Coun. Mike Scudder welcomed the report warmly, saying that staff is running a conservative budget that he expects will probably wind up balanced, if not in surplus by year’s end.
The financial breakdowns show a variety of departments in both red and black ink, with some money being socked away in reserve funds.
Those departments running a deficit include corporate administration, due to increased legal costs ($71,500); the controversial Public Safety Inspection Team currently on deferral ($23,893); recreation services, primarily due to increased hydro costs to run the Leisure Centre ($40,990); engineering, owing to lower than expected inspection fees ($66,882); public works, from increased snow removal costs ($198,711); public transit, owing to a new agreement with West Coast Express ($154,919); WorkSafe injury claims ($292,350); and taxation due to assessment appeals with the province ($95,696).

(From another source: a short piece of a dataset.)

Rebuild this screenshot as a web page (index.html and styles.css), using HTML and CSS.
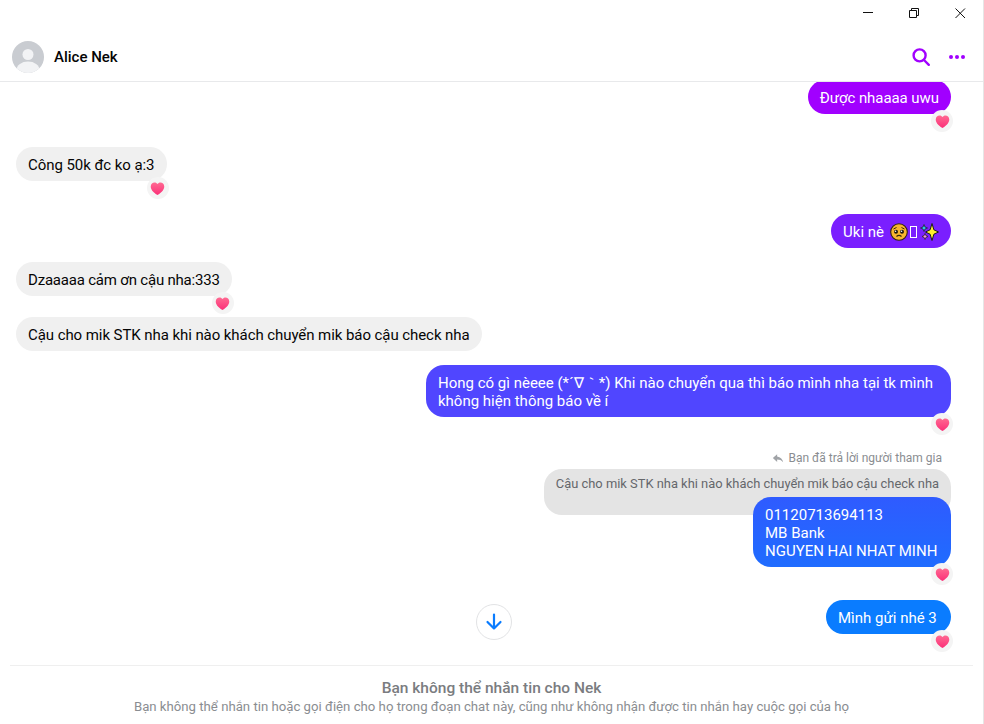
FILE: index.html
```html
<!DOCTYPE html>
<html lang="vi">
<head>
  <meta charset="UTF-8">
  <title>Alice Nek</title>
  <link rel="stylesheet" href="styles.css">
</head>
<body>
  <div class="window">

    <div class="titlebar">
      <svg class="win-btn" viewBox="0 0 11 11"><path d="M0 4.500h10"/></svg>
      <svg class="win-btn" viewBox="0 0 11 11"><path d="M.5 2.500h7v7h-7zM2.500 2.500v-2h7v7h-2"/></svg>
      <svg class="win-btn" viewBox="0 0 11 11"><path d="M.5 .5l9.500 9.500M10 .5L.5 10"/></svg>
    </div>

    <div class="header">
      <svg class="avatar" viewBox="0 0 32 32">
        <defs><clipPath id="avatarClip"><circle cx="16" cy="16" r="16"/></clipPath></defs>
        <circle cx="16" cy="16" r="16" fill="#c9ccd1"/>
        <g clip-path="url(#avatarClip)" fill="#f2f3f5">
          <circle cx="16" cy="13.500" r="5.500"/>
          <ellipse cx="16" cy="29" rx="11.500" ry="8.500"/>
        </g>
      </svg>
      <div class="name">Alice Nek</div>
      <svg class="head-icon" viewBox="0 0 20 20"><circle cx="8.600" cy="8.400" r="6" /><path d="M13 13l4.800 4.800"/></svg>
      <svg class="head-dots" viewBox="0 0 18 6"><circle cx="3" cy="3" r="2"/><circle cx="9" cy="3" r="2"/><circle cx="15" cy="3" r="2"/></svg>
    </div>

    <div class="messages">
      <div class="row me first">
        <div class="bubble c-purple">Được nhaaaa uwu<span class="react"><svg viewBox="0 0 16 16"><use href="#heart"/></svg></span></div>
      </div>

      <div class="row gap-l">
        <div class="bubble trim">Công 50k đc ko ạ:3<span class="react"><svg viewBox="0 0 16 16"><use href="#heart"/></svg></span></div>
      </div>

      <div class="row me gap-l">
        <div class="bubble c-violet">Uki nè<svg class="emoji face" viewBox="0 0 18 18">
            <circle cx="9" cy="9" r="8.300" fill="#f7b52e" stroke="#33240c" stroke-width="1.100"/>
            <path d="M3.500 6l3-1.500M14.500 6l-3-1.500" fill="none" stroke="#33240c" stroke-width="1"/>
            <circle cx="6" cy="8.800" r="2" fill="#1d1710"/>
            <circle cx="12" cy="8.800" r="2" fill="#1d1710"/>
            <circle cx="5.500" cy="8.200" r=".8" fill="#fff"/>
            <circle cx="11.500" cy="8.200" r=".8" fill="#fff"/>
            <path d="M6.500 13.500c1.500-1.300 3.500-1.300 5 0" fill="none" stroke="#33240c" stroke-width="1.200"/>
          </svg><span class="tofu"></span><svg class="emoji sparkle" viewBox="0 0 19 18">
            <path d="M12 .5l1.900 6.300 4.600 2.200-4.600 2.200L12 17.500l-1.900-6.300L5.500 9l4.600-2.200z" fill="#ffee2e" stroke="#1c1c1c" stroke-width="1"/>
            <path d="M4 1.500l1 2.500 2.500 1-2.500 1-1 2.500-1-2.500L.5 5 3 4z" fill="#2fc4ea" stroke="#1c1c1c" stroke-width=".7"/>
            <path d="M5 10.500l.9 2.100 2.100.9-2.100.9-.9 2.100-.9-2.100-2.100-.9 2.100-.9z" fill="#f59ad6" stroke="#1c1c1c" stroke-width=".7"/>
          </svg></div>
      </div>

      <div class="row">
        <div class="bubble tight">Dzaaaaa cảm ơn cậu nha:333<span class="react"><svg viewBox="0 0 16 16"><use href="#heart"/></svg></span></div>
      </div>

      <div class="row gap-m">
        <div class="bubble snug">Cậu cho mik STK nha khi nào khách chuyển mik báo cậu check nha</div>
      </div>

      <div class="row me">
        <div class="bubble c-indigo wide">Hong có gì nèeee (*´∇｀*) Khi nào chuyển qua thì báo mình nha tại tk mình không hiện thông báo về í<span class="react"><svg viewBox="0 0 16 16"><use href="#heart"/></svg></span></div>
      </div>

      <div class="reply-label">
        <svg viewBox="0 0 14 12"><path d="M6 1L1 5.500 6 10V7.200c3 0 5 .8 7 3.300-.5-3.500-3-6.200-7-6.700z"/></svg>
        Bạn đã trả lời người tham gia
      </div>
      <div class="reply-quote">Cậu cho mik STK nha khi nào khách chuyển mik báo cậu check nha</div>
      <div class="row me overlap">
        <div class="bubble c-blue">01120713694113<br>MB Bank<br>NGUYEN HAI NHAT MINH<span class="react"><svg viewBox="0 0 16 16"><use href="#heart"/></svg></span></div>
      </div>

      <div class="row me gap-l">
        <div class="bubble c-sky">Mình gửi nhé 3<span class="react"><svg viewBox="0 0 16 16"><use href="#heart"/></svg></span></div>
      </div>

      <div class="scroll-down">
        <svg viewBox="0 0 18 18"><path d="M9 1.500v14M2.500 9L9 15.500 15.500 9"/></svg>
      </div>
    </div>

    <div class="footer">
      <div class="footer-title">Bạn không thể nhắn tin cho Nek</div>
      <div class="footer-sub">Bạn không thể nhắn tin hoặc gọi điện cho họ trong đoạn chat này, cũng như không nhận được tin nhắn hay cuộc gọi của họ</div>
    </div>

  </div>

  <svg class="defs" width="0" height="0">
    <defs>
      <linearGradient id="heartFill" x1="0" y1="0" x2="0" y2="1">
        <stop offset="0" stop-color="#ff6a92"/>
        <stop offset="1" stop-color="#fb2f78"/>
      </linearGradient>
      <path id="heart" fill="url(#heartFill)" d="M8 15C2.800 11.500.8 8.800.8 5.800.8 3.200 2.800 1.500 4.900 1.500 6.200 1.500 7.300 2.100 8 3.200c.7-1.100 1.800-1.700 3.100-1.700 2.100 0 4.100 1.700 4.100 4.300 0 3-2 5.700-7.200 9.200z"/>
    </defs>
  </svg>
</body>
</html>
```

FILE: styles.css
```css
* {
  box-sizing: border-box;
}

body {
  margin: 0;
  background: #fff;
  color: #050505;
  font-family: 'Roboto', 'Noto Sans', sans-serif;
  overflow: hidden;
}

.window {
  display: flex;
  flex-direction: column;
  height: 724px;
  border-right: 1px solid #e6e6e6;
}

/* title bar */
.titlebar {
  display: flex;
  justify-content: flex-end;
  gap: 35px;
  height: 26px;
  padding: 8px 17px 0 0;
}

.win-btn {
  width: 11px;
  height: 11px;
  fill: none;
  stroke: #111;
  stroke-width: 1;
}

/* header */
.header {
  display: flex;
  align-items: center;
  height: 56px;
  padding: 7px 17px 0 12px;
  border-bottom: 1px solid #e8e9eb;
}

.avatar {
  width: 32px;
  height: 32px;
}

.name {
  flex: 1;
  margin-left: 10px;
  font-size: 15px;
  font-weight: 500;
}

.head-icon {
  width: 20px;
  height: 20px;
  fill: none;
  stroke: #a100ff;
  stroke-width: 2.400;
  stroke-linecap: round;
}

.head-dots {
  width: 18px;
  height: 6px;
  margin-left: 17px;
  fill: #a100ff;
}

/* messages */
.messages {
  position: relative;
  flex: 1;
  min-height: 0;
  padding: 0 32px 0 16px;
  overflow: hidden;
}

.row {
  display: flex;
  margin-top: 14px;
}

.row.me {
  justify-content: flex-end;
}

.row.first {
  margin-top: -2px;
}

.row.gap-m {
  margin-top: 21px;
}

.row.gap-l {
  margin-top: 33px;
}

.row.overlap {
  margin-top: -18px;
}

.bubble {
  position: relative;
  padding: 9px 12px 7px;
  border-radius: 17px;
  background: #f0f0f0;
  font-size: 15px;
  line-height: 18px;
}

.bubble.wide {
  width: 525px;
  border-radius: 18px;
}

.bubble.tight {
  letter-spacing: -0.2px;
}

.bubble.snug {
  letter-spacing: -0.07px;
}

.bubble.trim {
  letter-spacing: -0.06px;
}

.c-purple { background: #a100ff; color: #fff; letter-spacing: -0.06px; }
.c-violet { background: #7a1fff; color: #fff; }
.c-indigo { background: #5046ff; color: #fff; }
.c-blue { min-width: 198px; background: linear-gradient(#2f5bff, #1f6cff); color: #fff; border-radius: 18px; }
.c-sky { min-width: 125px; background: #0a7cff; color: #fff; }

.react {
  position: absolute;
  right: -2px;
  bottom: -18px;
  display: flex;
  align-items: center;
  justify-content: center;
  width: 22px;
  height: 22px;
  border-radius: 50%;
  background: #f4f4f4;
}

.react svg {
  width: 15px;
  height: 15px;
}

.emoji {
  width: 18px;
  height: 18px;
  vertical-align: -4px;
}

.face {
  margin-left: 6px;
}

.sparkle {
  width: 19px;
  margin-left: 3px;
}

.tofu {
  display: inline-block;
  width: 7px;
  height: 12px;
  margin-left: 2px;
  border: 1px solid #fff;
  vertical-align: -1px;
}

/* reply */
.reply-label {
  display: flex;
  justify-content: flex-end;
  align-items: center;
  gap: 4px;
  margin-top: 33px;
  padding-right: 9px;
  height: 16px;
  font-size: 12px;
  color: #8a8d91;
}

.reply-label svg {
  width: 12px;
  height: 11px;
  fill: #a0a3a7;
}

.reply-quote {
  width: fit-content;
  margin: 3px 0 0 auto;
  padding: 7px 12px 0;
  height: 46px;
  border-radius: 18px;
  background: #e4e4e4;
  color: #65676b;
  font-size: 12.900px;
  line-height: 16px;
}

/* scroll button */
.scroll-down {
  position: absolute;
  left: 476px;
  bottom: 25px;
  display: flex;
  align-items: center;
  justify-content: center;
  width: 36px;
  height: 36px;
  border: 1px solid #e2e3e5;
  border-radius: 50%;
  background: #fff;
}

.scroll-down svg {
  width: 18px;
  height: 18px;
  fill: none;
  stroke: #0a7cff;
  stroke-width: 2.200;
  stroke-linecap: round;
  stroke-linejoin: round;
}

/* footer */
.footer {
  height: 59px;
  margin: 0 10px;
  padding-top: 13px;
  border-top: 1px solid #efefef;
  text-align: center;
}

.footer-title {
  font-size: 15.500px;
  line-height: 18px;
  font-weight: 500;
  color: #7a7c80;
}

.footer-sub {
  margin-top: 1px;
  font-size: 13.200px;
  line-height: 18px;
  color: #8a8d91;
}

.defs {
  position: absolute;
}
```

As for departments running a surplus, those of significance include finance ($26,566); police and fire services ($422,453); inspection services, due to increased building permit revenue ($92,658); planning, due to increased development in the district ($65,433); recreation administration ($68,050); parks ($24,920); and general government, due to higher interest on investments ($147,455).
The published financial forecasts are current up to Sept. 22.
MASH requests DCC break
The non-profit charity Mission Association for Seniors Housing (MASH) has asked council to review development cost charges (DCCs) levied by the district on new construction of affordable housing.
Currently, MASH is set to build a 42-unit facility at Cherry Avenue and Cedar Street, but the DCCs are in the order of $550,494. Since MASH builds affordable housing units for seniors at an at-cost basis, this increases each unit by $13,107.
Although council is unable by law to grant DCC exemptions, it has in the past made donations to charitable organizations to allow them to recover some or all of the DCCs.
But Coun. Paul Horn cautioned against council’s proclivity, pointing out DCCs pay for mandatory infrastructure, such as water and sewers, that will be used by the development regardless of its purpose.
Council voted to have staff bring back a report on options to increase support for social housing without having to consider underfunding DCCs.